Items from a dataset
▬▬▬▬▬▬

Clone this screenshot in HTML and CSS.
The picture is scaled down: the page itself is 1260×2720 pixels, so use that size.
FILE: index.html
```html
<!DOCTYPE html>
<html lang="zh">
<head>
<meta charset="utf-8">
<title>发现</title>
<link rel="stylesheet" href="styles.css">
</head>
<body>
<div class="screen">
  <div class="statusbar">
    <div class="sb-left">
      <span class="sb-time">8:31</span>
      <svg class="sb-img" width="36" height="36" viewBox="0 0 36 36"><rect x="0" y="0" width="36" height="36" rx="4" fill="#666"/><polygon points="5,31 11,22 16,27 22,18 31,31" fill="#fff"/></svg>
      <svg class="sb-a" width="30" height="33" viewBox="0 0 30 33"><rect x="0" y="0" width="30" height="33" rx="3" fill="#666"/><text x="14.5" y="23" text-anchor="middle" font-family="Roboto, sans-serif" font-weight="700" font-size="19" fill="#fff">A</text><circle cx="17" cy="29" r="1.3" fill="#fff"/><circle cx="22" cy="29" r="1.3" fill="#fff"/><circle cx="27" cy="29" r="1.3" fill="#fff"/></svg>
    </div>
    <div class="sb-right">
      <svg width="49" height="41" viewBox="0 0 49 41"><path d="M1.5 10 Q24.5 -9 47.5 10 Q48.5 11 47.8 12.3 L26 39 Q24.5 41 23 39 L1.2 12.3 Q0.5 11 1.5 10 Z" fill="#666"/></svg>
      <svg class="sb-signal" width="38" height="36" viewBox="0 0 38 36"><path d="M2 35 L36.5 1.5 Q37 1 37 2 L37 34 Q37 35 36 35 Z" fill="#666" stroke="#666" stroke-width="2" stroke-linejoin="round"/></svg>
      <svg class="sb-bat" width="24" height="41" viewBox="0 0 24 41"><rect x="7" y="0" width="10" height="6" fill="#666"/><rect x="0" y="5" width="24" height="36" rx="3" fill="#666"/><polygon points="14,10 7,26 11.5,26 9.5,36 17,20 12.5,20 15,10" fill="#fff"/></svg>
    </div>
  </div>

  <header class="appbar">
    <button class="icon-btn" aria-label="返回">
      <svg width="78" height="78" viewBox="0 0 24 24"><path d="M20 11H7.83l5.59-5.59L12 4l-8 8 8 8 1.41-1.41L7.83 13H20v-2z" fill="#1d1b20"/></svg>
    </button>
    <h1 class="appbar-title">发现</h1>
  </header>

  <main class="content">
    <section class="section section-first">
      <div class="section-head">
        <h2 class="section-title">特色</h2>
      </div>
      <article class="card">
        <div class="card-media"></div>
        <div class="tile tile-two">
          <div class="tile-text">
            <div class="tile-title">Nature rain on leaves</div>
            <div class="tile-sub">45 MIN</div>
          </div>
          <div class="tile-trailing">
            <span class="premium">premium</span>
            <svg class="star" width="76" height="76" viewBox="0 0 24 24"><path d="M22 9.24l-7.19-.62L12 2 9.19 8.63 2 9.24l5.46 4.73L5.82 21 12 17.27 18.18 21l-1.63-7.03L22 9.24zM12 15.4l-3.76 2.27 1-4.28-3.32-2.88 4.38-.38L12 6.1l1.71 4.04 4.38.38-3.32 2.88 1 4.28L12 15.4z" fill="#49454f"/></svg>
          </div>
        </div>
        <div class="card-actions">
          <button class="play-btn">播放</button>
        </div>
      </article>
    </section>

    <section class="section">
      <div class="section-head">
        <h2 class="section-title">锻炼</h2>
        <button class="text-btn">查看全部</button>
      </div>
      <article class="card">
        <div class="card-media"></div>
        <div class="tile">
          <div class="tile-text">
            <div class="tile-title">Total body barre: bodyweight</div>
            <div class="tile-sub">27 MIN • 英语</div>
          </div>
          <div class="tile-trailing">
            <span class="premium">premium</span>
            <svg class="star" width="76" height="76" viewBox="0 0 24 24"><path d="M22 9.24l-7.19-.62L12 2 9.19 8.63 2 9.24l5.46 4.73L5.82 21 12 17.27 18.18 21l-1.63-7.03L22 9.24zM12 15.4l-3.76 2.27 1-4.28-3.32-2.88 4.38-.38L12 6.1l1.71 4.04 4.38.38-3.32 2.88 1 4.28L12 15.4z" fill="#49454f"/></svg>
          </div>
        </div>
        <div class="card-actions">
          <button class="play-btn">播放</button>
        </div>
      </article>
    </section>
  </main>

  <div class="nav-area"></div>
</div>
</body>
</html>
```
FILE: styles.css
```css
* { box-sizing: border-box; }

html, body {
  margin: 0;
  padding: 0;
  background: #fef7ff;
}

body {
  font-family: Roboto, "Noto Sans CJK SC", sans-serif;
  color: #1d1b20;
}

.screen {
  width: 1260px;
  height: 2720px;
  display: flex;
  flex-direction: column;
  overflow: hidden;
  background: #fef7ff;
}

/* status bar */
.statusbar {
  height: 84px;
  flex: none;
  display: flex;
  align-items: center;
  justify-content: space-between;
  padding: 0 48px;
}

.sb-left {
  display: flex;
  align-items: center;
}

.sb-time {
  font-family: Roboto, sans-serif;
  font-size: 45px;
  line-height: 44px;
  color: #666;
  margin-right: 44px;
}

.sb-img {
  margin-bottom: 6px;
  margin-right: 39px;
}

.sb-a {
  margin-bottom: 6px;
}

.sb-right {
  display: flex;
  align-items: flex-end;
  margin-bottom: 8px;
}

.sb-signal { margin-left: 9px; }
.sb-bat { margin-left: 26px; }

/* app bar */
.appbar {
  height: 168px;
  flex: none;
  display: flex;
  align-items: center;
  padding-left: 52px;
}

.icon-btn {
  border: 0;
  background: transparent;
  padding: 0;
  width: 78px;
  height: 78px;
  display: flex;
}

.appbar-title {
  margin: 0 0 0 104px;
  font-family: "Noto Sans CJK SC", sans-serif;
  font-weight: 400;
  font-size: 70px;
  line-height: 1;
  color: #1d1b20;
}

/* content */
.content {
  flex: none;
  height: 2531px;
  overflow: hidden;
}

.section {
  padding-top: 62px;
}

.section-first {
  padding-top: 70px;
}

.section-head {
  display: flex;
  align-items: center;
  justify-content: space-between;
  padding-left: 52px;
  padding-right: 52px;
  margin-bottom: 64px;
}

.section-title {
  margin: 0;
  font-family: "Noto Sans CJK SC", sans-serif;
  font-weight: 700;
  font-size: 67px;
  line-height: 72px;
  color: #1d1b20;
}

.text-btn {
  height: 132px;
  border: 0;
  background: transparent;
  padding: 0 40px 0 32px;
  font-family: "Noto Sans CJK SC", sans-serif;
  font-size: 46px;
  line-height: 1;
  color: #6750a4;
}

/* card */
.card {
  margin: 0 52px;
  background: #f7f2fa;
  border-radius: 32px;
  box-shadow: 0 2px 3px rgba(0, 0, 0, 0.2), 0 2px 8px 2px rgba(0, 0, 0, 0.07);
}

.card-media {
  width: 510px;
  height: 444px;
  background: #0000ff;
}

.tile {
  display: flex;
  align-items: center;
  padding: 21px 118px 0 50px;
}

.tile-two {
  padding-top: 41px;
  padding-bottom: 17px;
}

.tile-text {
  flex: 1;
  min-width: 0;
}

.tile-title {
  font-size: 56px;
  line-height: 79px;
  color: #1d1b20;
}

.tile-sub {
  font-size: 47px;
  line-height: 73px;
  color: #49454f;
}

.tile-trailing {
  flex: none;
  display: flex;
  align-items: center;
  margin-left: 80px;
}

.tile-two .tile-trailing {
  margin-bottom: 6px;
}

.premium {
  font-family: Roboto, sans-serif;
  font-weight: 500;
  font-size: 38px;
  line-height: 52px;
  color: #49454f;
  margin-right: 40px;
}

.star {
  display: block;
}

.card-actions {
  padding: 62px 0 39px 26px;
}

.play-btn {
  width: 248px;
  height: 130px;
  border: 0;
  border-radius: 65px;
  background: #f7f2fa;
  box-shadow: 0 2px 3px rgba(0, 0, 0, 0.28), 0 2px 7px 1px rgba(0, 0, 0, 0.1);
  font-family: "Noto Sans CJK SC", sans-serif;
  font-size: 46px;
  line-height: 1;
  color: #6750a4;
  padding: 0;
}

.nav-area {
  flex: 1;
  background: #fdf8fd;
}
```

▬▬▬▬▬▬

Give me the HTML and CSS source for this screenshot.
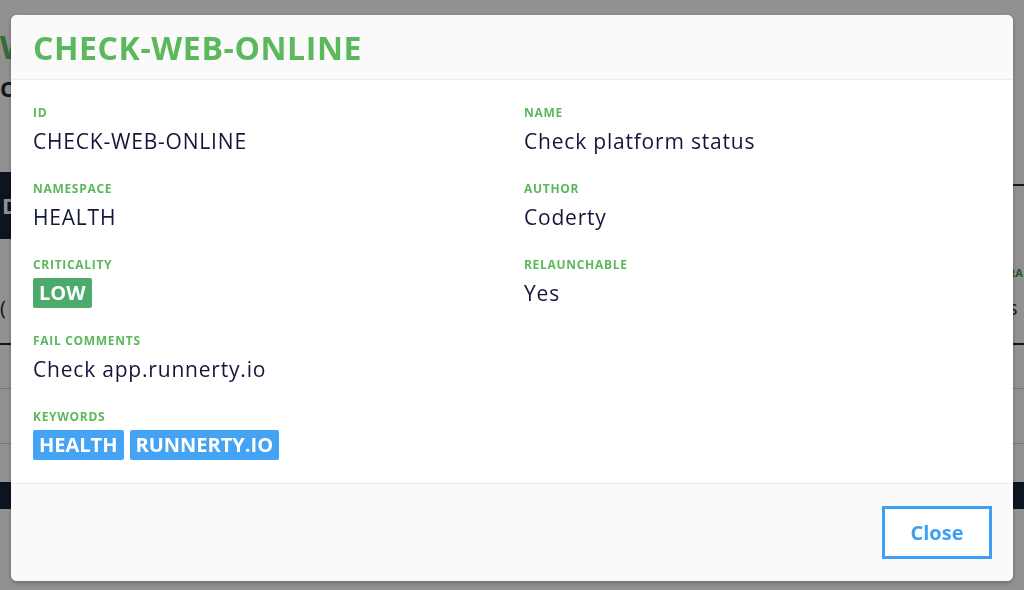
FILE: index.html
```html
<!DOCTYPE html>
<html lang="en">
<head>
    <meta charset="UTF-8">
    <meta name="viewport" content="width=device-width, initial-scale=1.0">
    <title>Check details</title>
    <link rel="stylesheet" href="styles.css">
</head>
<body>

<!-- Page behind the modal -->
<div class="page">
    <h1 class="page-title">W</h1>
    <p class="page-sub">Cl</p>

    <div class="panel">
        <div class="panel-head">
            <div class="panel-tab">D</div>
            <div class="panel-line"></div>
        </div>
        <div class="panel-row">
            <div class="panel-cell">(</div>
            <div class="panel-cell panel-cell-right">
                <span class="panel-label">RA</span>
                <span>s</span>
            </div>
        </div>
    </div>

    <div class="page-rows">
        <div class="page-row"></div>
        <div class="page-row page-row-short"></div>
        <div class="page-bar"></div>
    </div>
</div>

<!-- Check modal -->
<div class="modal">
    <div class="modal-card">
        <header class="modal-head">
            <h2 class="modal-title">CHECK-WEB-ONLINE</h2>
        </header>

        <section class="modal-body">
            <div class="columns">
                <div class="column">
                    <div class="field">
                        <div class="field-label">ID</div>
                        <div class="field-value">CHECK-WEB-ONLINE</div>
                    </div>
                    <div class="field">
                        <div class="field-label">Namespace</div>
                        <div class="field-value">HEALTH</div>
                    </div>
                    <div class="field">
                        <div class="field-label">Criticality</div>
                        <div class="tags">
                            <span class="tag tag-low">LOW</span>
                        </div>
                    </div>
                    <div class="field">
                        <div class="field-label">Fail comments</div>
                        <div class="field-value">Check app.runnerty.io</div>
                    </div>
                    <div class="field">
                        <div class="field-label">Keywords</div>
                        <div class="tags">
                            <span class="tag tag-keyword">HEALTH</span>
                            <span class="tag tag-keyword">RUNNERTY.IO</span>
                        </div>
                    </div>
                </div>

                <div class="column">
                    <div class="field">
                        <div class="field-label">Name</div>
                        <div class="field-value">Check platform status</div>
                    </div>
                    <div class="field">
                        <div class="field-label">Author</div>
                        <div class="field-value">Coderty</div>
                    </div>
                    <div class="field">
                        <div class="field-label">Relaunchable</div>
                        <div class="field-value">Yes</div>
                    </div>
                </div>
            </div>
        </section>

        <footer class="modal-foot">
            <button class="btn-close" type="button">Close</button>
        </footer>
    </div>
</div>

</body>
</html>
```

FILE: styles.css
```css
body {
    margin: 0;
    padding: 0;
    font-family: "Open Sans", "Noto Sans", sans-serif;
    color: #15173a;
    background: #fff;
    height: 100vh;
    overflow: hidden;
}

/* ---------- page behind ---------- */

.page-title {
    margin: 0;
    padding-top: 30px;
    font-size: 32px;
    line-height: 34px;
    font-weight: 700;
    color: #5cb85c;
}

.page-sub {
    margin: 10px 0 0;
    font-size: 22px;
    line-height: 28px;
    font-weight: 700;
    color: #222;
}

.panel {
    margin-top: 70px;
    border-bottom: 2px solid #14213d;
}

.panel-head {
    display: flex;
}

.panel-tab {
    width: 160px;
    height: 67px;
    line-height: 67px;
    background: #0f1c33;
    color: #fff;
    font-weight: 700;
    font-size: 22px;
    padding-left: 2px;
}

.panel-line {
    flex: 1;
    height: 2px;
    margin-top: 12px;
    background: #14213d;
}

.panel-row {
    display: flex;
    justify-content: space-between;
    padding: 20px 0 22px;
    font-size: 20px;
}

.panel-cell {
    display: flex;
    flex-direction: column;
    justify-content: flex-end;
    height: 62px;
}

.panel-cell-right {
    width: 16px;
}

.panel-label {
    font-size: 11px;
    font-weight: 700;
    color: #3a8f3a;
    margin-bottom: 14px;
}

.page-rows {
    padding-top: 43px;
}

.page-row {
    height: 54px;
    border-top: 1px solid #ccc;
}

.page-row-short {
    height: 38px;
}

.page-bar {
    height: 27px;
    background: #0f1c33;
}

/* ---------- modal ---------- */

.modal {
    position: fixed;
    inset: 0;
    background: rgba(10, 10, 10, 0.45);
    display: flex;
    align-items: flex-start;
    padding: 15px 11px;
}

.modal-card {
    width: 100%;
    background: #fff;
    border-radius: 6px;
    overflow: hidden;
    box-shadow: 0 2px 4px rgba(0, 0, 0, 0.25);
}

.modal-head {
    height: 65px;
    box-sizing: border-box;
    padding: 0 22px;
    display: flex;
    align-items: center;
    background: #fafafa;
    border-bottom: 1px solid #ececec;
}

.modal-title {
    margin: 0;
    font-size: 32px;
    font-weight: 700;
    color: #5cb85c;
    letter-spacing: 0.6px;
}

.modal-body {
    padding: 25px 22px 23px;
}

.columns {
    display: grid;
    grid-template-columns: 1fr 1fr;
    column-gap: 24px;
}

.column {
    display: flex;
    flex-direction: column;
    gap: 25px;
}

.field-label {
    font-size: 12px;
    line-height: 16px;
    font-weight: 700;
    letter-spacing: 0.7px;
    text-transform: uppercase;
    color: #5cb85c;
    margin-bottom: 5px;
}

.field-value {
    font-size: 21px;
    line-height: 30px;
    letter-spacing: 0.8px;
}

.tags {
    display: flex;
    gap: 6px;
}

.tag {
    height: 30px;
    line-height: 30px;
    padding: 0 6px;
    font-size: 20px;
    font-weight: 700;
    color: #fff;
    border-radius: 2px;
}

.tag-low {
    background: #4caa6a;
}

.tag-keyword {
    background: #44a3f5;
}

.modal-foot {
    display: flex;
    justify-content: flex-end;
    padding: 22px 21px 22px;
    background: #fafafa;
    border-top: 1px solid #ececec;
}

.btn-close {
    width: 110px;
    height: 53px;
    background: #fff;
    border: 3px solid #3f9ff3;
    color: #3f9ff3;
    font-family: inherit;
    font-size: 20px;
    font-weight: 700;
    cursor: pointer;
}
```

▬▬▬▬▬▬

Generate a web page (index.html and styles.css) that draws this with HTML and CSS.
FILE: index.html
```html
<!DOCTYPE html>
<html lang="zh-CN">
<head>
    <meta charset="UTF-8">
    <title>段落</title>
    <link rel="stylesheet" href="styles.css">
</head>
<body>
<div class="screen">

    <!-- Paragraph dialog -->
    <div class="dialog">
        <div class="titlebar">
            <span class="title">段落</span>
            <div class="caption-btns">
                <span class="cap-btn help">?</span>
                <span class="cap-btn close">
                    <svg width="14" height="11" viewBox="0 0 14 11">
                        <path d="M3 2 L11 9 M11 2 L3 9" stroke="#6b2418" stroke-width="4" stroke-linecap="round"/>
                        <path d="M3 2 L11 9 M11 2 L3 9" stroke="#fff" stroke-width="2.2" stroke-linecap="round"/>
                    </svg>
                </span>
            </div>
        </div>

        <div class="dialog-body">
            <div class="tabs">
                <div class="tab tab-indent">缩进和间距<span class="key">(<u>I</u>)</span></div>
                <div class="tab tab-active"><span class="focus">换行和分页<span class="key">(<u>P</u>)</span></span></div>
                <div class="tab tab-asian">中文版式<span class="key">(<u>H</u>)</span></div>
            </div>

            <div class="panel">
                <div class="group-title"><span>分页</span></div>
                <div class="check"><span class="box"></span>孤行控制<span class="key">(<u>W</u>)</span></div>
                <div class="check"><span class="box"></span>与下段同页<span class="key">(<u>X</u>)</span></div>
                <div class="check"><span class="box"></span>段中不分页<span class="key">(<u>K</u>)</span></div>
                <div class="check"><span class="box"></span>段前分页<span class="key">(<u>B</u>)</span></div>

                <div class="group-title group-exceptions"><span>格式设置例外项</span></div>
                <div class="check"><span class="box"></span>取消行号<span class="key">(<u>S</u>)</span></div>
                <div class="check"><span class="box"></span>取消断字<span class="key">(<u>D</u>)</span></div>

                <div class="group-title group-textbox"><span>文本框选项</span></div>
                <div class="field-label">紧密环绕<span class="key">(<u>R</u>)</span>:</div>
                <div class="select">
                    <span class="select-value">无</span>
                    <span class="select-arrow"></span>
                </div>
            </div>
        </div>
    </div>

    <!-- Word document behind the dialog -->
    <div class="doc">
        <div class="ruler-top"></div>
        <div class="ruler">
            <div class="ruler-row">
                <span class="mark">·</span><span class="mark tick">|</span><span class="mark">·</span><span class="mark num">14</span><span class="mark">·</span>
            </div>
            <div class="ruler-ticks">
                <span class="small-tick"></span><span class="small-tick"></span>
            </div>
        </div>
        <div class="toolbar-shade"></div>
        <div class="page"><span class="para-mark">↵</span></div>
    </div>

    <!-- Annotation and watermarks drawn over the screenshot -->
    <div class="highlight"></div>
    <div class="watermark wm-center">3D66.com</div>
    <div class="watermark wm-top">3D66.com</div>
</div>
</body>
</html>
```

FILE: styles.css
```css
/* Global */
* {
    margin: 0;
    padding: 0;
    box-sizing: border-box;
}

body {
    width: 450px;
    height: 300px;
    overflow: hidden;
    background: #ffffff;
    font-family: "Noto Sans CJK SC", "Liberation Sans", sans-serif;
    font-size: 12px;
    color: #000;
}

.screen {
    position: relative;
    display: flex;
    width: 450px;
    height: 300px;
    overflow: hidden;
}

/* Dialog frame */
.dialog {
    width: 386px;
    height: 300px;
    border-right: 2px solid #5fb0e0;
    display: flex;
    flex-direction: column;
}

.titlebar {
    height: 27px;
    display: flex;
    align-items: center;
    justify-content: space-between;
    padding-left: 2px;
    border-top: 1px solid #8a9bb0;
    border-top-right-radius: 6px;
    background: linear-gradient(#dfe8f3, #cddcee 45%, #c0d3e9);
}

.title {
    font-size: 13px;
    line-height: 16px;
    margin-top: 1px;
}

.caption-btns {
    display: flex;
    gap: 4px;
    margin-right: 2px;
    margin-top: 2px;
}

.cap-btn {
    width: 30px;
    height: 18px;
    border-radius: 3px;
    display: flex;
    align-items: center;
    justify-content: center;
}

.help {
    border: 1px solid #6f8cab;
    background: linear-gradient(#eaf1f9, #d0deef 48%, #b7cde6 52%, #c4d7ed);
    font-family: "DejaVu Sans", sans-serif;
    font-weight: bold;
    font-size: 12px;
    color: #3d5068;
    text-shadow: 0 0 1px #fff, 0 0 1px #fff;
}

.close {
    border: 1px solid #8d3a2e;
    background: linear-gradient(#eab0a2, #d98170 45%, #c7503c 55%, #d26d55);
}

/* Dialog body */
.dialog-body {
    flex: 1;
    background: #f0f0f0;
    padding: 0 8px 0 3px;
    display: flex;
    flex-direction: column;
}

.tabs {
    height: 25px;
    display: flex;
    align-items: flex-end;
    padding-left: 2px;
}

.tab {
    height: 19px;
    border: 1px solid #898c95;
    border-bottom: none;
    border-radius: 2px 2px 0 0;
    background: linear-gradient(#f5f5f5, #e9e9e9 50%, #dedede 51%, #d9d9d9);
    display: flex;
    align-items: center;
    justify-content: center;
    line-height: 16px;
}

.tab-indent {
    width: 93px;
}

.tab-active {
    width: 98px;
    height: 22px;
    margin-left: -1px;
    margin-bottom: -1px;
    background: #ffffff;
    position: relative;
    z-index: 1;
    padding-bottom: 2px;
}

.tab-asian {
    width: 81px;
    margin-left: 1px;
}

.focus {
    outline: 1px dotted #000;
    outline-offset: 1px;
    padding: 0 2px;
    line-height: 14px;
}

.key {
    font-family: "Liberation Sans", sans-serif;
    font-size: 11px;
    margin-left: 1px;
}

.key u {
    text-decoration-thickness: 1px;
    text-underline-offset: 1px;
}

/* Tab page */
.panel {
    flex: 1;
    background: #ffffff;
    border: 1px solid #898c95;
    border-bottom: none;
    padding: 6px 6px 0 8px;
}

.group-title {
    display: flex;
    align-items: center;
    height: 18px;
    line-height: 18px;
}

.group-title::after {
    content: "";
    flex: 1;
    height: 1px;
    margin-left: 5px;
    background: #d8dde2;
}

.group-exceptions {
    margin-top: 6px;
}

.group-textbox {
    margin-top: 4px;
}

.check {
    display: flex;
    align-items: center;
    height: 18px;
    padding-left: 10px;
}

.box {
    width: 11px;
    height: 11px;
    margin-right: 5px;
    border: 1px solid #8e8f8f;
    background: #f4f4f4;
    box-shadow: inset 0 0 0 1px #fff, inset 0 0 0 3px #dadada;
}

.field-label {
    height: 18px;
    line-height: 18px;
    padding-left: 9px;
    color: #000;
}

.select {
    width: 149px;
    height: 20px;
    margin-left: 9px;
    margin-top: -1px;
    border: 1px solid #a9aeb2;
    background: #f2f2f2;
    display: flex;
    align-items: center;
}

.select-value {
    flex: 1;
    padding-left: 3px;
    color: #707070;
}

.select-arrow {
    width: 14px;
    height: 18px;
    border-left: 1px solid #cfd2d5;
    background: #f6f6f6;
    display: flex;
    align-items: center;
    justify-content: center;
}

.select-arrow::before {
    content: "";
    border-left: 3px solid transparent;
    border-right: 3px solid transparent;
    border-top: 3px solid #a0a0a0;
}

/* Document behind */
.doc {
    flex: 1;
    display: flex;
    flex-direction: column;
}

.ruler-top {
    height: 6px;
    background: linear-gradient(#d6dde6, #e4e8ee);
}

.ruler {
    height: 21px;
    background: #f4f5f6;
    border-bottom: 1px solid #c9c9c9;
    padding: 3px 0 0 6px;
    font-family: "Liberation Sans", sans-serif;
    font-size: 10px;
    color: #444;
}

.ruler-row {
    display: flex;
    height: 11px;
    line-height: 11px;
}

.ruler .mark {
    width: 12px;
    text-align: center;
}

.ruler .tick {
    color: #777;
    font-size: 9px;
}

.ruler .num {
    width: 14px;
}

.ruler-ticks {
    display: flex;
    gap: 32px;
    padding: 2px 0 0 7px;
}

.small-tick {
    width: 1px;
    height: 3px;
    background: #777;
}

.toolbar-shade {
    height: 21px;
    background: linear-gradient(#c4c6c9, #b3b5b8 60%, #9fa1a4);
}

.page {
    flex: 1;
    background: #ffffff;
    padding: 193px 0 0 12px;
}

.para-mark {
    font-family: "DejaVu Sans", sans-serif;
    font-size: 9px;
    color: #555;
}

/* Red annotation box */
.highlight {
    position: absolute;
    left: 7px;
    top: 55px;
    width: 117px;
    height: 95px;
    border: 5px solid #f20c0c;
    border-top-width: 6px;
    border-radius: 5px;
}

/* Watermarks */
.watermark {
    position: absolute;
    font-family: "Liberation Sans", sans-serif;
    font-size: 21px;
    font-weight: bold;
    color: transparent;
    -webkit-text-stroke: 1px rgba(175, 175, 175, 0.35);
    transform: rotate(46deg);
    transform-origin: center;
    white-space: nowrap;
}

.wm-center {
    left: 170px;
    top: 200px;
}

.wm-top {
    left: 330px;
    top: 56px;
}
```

▬▬▬▬▬▬

WORK TO DO
From the entries, copy out each line containing the word "screenshot".

THE SOLUTION
Clone this screenshot in HTML and CSS.
Give me the HTML and CSS source for this screenshot.
    <!-- Annotation and watermarks drawn over the screenshot -->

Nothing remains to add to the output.